8. La Commission rappelle que le décret du 30 mars 1995 établit que toute personne peut demander l’accès à un document administratif, même si elle n’est pas directement concernée par celui-ci. Cela inclut donc potentiellement la décision d’attribution d’un marché public. Les dispositions légales en matière de marchés publics concernant l’information que le pouvoir adjudicateur doit adresser aux candidats et soumissionnaires dans le cadre de la procédure de passation d’un marché public n’interdisent pas qu’une personne tierce à une procédure de marché public puisse obtenir les décisions intervenues dans ce cadre à l’occasion d’une demande de publicité administrative[1]. Contrairement à ce que soutient la partie adverse, cette possibilité existe également pour le soumissionnaire évincé, de sorte que la différence de traitement alléguée n’existe pas. Cependant, cette publicité n’est pas absolue et est ainsi soumise à des exceptions prévues à l’article 6 du décret du 30 mars 1995.
9. La partie adverse soulève l’exception relative à la vie privée, en ce compris le secret d’affaires qui est intégré dans cette notion, prévue à l’article 6, § 2, 1°, du décret du 30 mars 1995.
L’article 6, § 2, 1°, du décret du 30 mars 1995 dispose comme il suit :
« § 2. L’entité ou l’autorité administrative non régionale rejette la demande de consultation, d’explication ou de communication sous forme de copie d’un document administratif, qui lui est adressée en application du présent décret, si la publication du document administratif porte atteinte :
1° à la vie privée, sauf les exceptions prévues par la loi ;
[…] ».
Le droit au respect de la vie privée des personnes morales englobe la protection de leurs secrets d’affaires ce qui a été reconnu par la Cour constitutionnelle dans son arrêt n° 118/2007 du 19 septembre 2007. Sont notamment protégés « les informations techniques et financières relatives au savoir-faire, les méthodes de calcul des coûts, les secrets et procédés de fabrication, les sources d’approvisionnement, les quantités produites et vendues, les parts de marché, les fichiers de client et de distributeurs, la stratégie commerciale, la structure de coûts et de prix ou encore la politique de vente d’une entreprise »[2].
Le secret d’affaires est protégé par le Code de droit économique. L’article I.17/1, 1°, de ce Code le définit comme suit :
« (…) information qui répond à toutes les conditions suivantes :
a) elle est secrète en ce sens que, dans sa globalité ou dans la configuration et l'assemblage exacts de ses éléments, elle n'est pas généralement connue des personnes appartenant aux milieux qui s'occupent normalement du genre d'information en question, ou ne leur est pas aisément accessible ;
b) elle a une valeur commerciale parce qu'elle est secrète ;
c) elle a fait l'objet, de la part de la personne qui en a le contrôle de façon licite, de dispositions raisonnables, compte tenu des circonstances, destinées à la garder secrète ».
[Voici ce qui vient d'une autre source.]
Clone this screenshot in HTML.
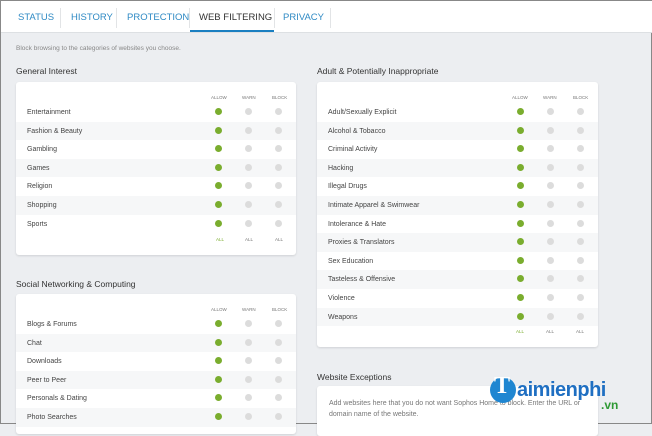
<!DOCTYPE html><html><head><style>
*{margin:0;padding:0;box-sizing:border-box}
body{width:652px;height:424px;overflow:hidden;background:#eceef1;font-family:"Liberation Sans",sans-serif;position:relative;border:1px solid #888}
.tabs{position:absolute;left:0;top:0;width:652px;height:32px;background:#fff;border-bottom:1px solid #dde0e3}
.tab{position:absolute;top:11px;font-size:9.5px;color:#2f8ac4}
.sep{position:absolute;top:7px;width:1px;height:20px;background:#e2e4e6}
.ul{position:absolute;left:189px;top:29px;width:84px;height:2px;background:#1a7fc1}
.t{position:absolute;font-size:8.5px;color:#333}
.s{position:absolute;font-size:6.5px;color:#888}
.card{position:absolute;background:#fff;border-radius:3px;box-shadow:0 1px 2px rgba(0,0,0,.12)}
.row{position:absolute;left:0;right:0;height:18.6px;font-size:7px;color:#444;padding-left:11px;line-height:20px}
.row.a{background:#f6f7f8}
.d{position:absolute;top:5px;width:7px;height:7px;border-radius:50%;background:#dcdcdc}
.d.g{background:#7aad2e}
.h{position:absolute;font-size:4.5px;color:#777}
</style></head><body>
<div class="tabs">
<span class="tab" style="left:17px">STATUS</span><div class="sep" style="left:59px"></div>
<span class="tab" style="left:70px">HISTORY</span><div class="sep" style="left:115px"></div>
<span class="tab" style="left:126px">PROTECTION</span><div class="sep" style="left:188px"></div>
<span class="tab" style="left:198px;color:#333">WEB FILTERING</span><div class="sep" style="left:273px"></div>
<span class="tab" style="left:282px">PRIVACY</span><div class="sep" style="left:329px"></div>
<div class="ul"></div></div>
<div class="s" style="left:15px;top:44px">Block browsing to the categories of websites you choose.</div>
<div class="t" style="left:15px;top:65px">General Interest</div>
<div class="t" style="left:316px;top:65px">Adult &amp; Potentially Inappropriate</div>
<div class="t" style="left:15px;top:278px">Social Networking &amp; Computing</div>
<div class="t" style="left:316px;top:371px">Website Exceptions</div>

<div class="card" style="left:15px;top:81px;width:280px;height:173px">
<span class="h" style="left:195px;top:13px">ALLOW</span><span class="h" style="left:226px;top:13px">WARN</span><span class="h" style="left:256px;top:13px">BLOCK</span>
<div class="row" style="top:21px">Entertainment<i class="d g" style="left:199px"></i><i class="d" style="left:229px"></i><i class="d" style="left:259px"></i></div>
<div class="row a" style="top:39.6px">Fashion &amp; Beauty<i class="d g" style="left:199px"></i><i class="d" style="left:229px"></i><i class="d" style="left:259px"></i></div>
<div class="row" style="top:58.2px">Gambling<i class="d g" style="left:199px"></i><i class="d" style="left:229px"></i><i class="d" style="left:259px"></i></div>
<div class="row a" style="top:76.8px">Games<i class="d g" style="left:199px"></i><i class="d" style="left:229px"></i><i class="d" style="left:259px"></i></div>
<div class="row" style="top:95.4px">Religion<i class="d g" style="left:199px"></i><i class="d" style="left:229px"></i><i class="d" style="left:259px"></i></div>
<div class="row a" style="top:114px">Shopping<i class="d g" style="left:199px"></i><i class="d" style="left:229px"></i><i class="d" style="left:259px"></i></div>
<div class="row" style="top:132.6px">Sports<i class="d g" style="left:199px"></i><i class="d" style="left:229px"></i><i class="d" style="left:259px"></i></div>
<span class="h" style="left:200px;top:155px;color:#7aad2e">ALL</span><span class="h" style="left:229px;top:155px">ALL</span><span class="h" style="left:259px;top:155px">ALL</span>
</div>

<div class="card" style="left:316px;top:81px;width:281px;height:265px">
<span class="h" style="left:195px;top:13px">ALLOW</span><span class="h" style="left:226px;top:13px">WARN</span><span class="h" style="left:256px;top:13px">BLOCK</span>
<div class="row" style="top:21px">Adult/Sexually Explicit<i class="d g" style="left:200px"></i><i class="d" style="left:230px"></i><i class="d" style="left:260px"></i></div>
<div class="row a" style="top:39.6px">Alcohol &amp; Tobacco<i class="d g" style="left:200px"></i><i class="d" style="left:230px"></i><i class="d" style="left:260px"></i></div>
<div class="row" style="top:58.2px">Criminal Activity<i class="d g" style="left:200px"></i><i class="d" style="left:230px"></i><i class="d" style="left:260px"></i></div>
<div class="row a" style="top:76.8px">Hacking<i class="d g" style="left:200px"></i><i class="d" style="left:230px"></i><i class="d" style="left:260px"></i></div>
<div class="row" style="top:95.4px">Illegal Drugs<i class="d g" style="left:200px"></i><i class="d" style="left:230px"></i><i class="d" style="left:260px"></i></div>
<div class="row a" style="top:114px">Intimate Apparel &amp; Swimwear<i class="d g" style="left:200px"></i><i class="d" style="left:230px"></i><i class="d" style="left:260px"></i></div>
<div class="row" style="top:132.6px">Intolerance &amp; Hate<i class="d g" style="left:200px"></i><i class="d" style="left:230px"></i><i class="d" style="left:260px"></i></div>
<div class="row a" style="top:151.2px">Proxies &amp; Translators<i class="d g" style="left:200px"></i><i class="d" style="left:230px"></i><i class="d" style="left:260px"></i></div>
<div class="row" style="top:169.8px">Sex Education<i class="d g" style="left:200px"></i><i class="d" style="left:230px"></i><i class="d" style="left:260px"></i></div>
<div class="row a" style="top:188.4px">Tasteless &amp; Offensive<i class="d g" style="left:200px"></i><i class="d" style="left:230px"></i><i class="d" style="left:260px"></i></div>
<div class="row" style="top:207px">Violence<i class="d g" style="left:200px"></i><i class="d" style="left:230px"></i><i class="d" style="left:260px"></i></div>
<div class="row a" style="top:225.6px">Weapons<i class="d g" style="left:200px"></i><i class="d" style="left:230px"></i><i class="d" style="left:260px"></i></div>
<span class="h" style="left:199px;top:247px;color:#7aad2e">ALL</span><span class="h" style="left:229px;top:247px">ALL</span><span class="h" style="left:259px;top:247px">ALL</span>
</div>

<div class="card" style="left:15px;top:293px;width:280px;height:140px">
<span class="h" style="left:195px;top:13px">ALLOW</span><span class="h" style="left:226px;top:13px">WARN</span><span class="h" style="left:256px;top:13px">BLOCK</span>
<div class="row" style="top:21px">Blogs &amp; Forums<i class="d g" style="left:199px"></i><i class="d" style="left:229px"></i><i class="d" style="left:259px"></i></div>
<div class="row a" style="top:39.6px">Chat<i class="d g" style="left:199px"></i><i class="d" style="left:229px"></i><i class="d" style="left:259px"></i></div>
<div class="row" style="top:58.2px">Downloads<i class="d g" style="left:199px"></i><i class="d" style="left:229px"></i><i class="d" style="left:259px"></i></div>
<div class="row a" style="top:76.8px">Peer to Peer<i class="d g" style="left:199px"></i><i class="d" style="left:229px"></i><i class="d" style="left:259px"></i></div>
<div class="row" style="top:95.4px">Personals &amp; Dating<i class="d g" style="left:199px"></i><i class="d" style="left:229px"></i><i class="d" style="left:259px"></i></div>
<div class="row a" style="top:114px">Photo Searches<i class="d g" style="left:199px"></i><i class="d" style="left:229px"></i><i class="d" style="left:259px"></i></div>
</div>

<div class="card" style="left:316px;top:385px;width:281px;height:50px">
<div class="s" style="left:12px;top:12px;width:260px;font-size:7px;line-height:11px;color:#777">Add websites here that you do not want Sophos Home to block. Enter the URL or domain name of the website.</div>
</div>
<div style="position:absolute;left:489px;top:376px;width:26px;height:26px;border-radius:50%;background:#1f86d1"></div>
<div style="position:absolute;left:493px;top:372px;font:bold 24px 'Liberation Serif',serif;color:#fff">T</div>
<div style="position:absolute;left:516px;top:378px;font:bold 20px 'Liberation Sans',sans-serif;color:#1f6fc2;letter-spacing:-.5px">aimienphi</div>
<div style="position:absolute;left:600px;top:397px;font:bold 12px 'Liberation Sans',sans-serif;color:#2f9a35">.vn</div>
</body></html>
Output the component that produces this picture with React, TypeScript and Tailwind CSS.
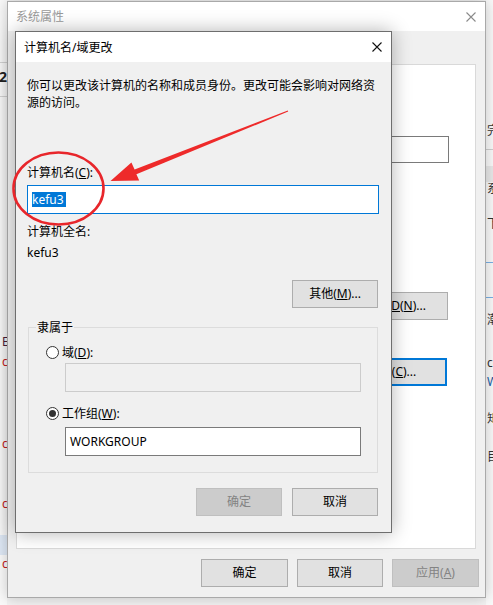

S’agissant d’une exception au droit fondamental à la publicité administrative, le secret des affaires doit être interprété restrictivement.
En l’espèce, le document communiqué ne contient pas d’informations couvertes par la notion de secret d’affaires, telle que rappelée ci-dessus.
Partant, l’exception est rejetée.
10. La partie adverse fait également valoir qu’ « eu égard au secteur d'activité de la [partie requérante] décrit sur son site Internet, il nous semble utile de rappeler les termes de l'article 10 du décret 30 mars 1995 relatif à la publicité de l'Administration qui précisent que les documents administratifs obtenus en application du présent décret ne peuvent être diffusés ni utilisés à des fins commerciales. ».
La Commission rappelle qu’en vertu de l’article 10 du décret du 30 mars 1995, les documents obtenus en application du droit d’accès aux documents administratifs ne peuvent être utilisés ou diffusés à des fins commerciales.
L’utilisation de documents obtenus en application du droit d’accès aux documents administratifs relève dès lors de la responsabilité de la partie requérante, à laquelle il appartient de veiller au respect des droits des tiers, en ce compris le droit à la vie privée et le droit à la protection des données à caractère personnel des personnes concernées. La partie adverse ne peut justifier son refus par des craintes quant à une « mauvaise utilisation » du document que pourrait faire la partie requérante en le sortant du contexte.
Partant, l’argument ne peut pas être accueilli.
11. La Commission n’aperçoit pas, à la lecture des éléments communiqués par la partie adverse, quelles autres exceptions pourraient être invoquées pour refuser la communication du document concerné.
Par ces motifs, la Commission décide :
Le recours est fondé. La partie adverse communique à la partie requérante les documents sollicités et ce, dans un délai de 15 jours à compter de la notification de la présente décision.
[1] CADA wallonne, décision n° 275 du 9 février 2023.
[2] Voy. notamment CADA wallonne, décisions n° 209 du 9 novembre 2021, n° 216 du 6 décembre 2021, n° 275 du 9 février 2023, n° 374 du 23 janvier 2024.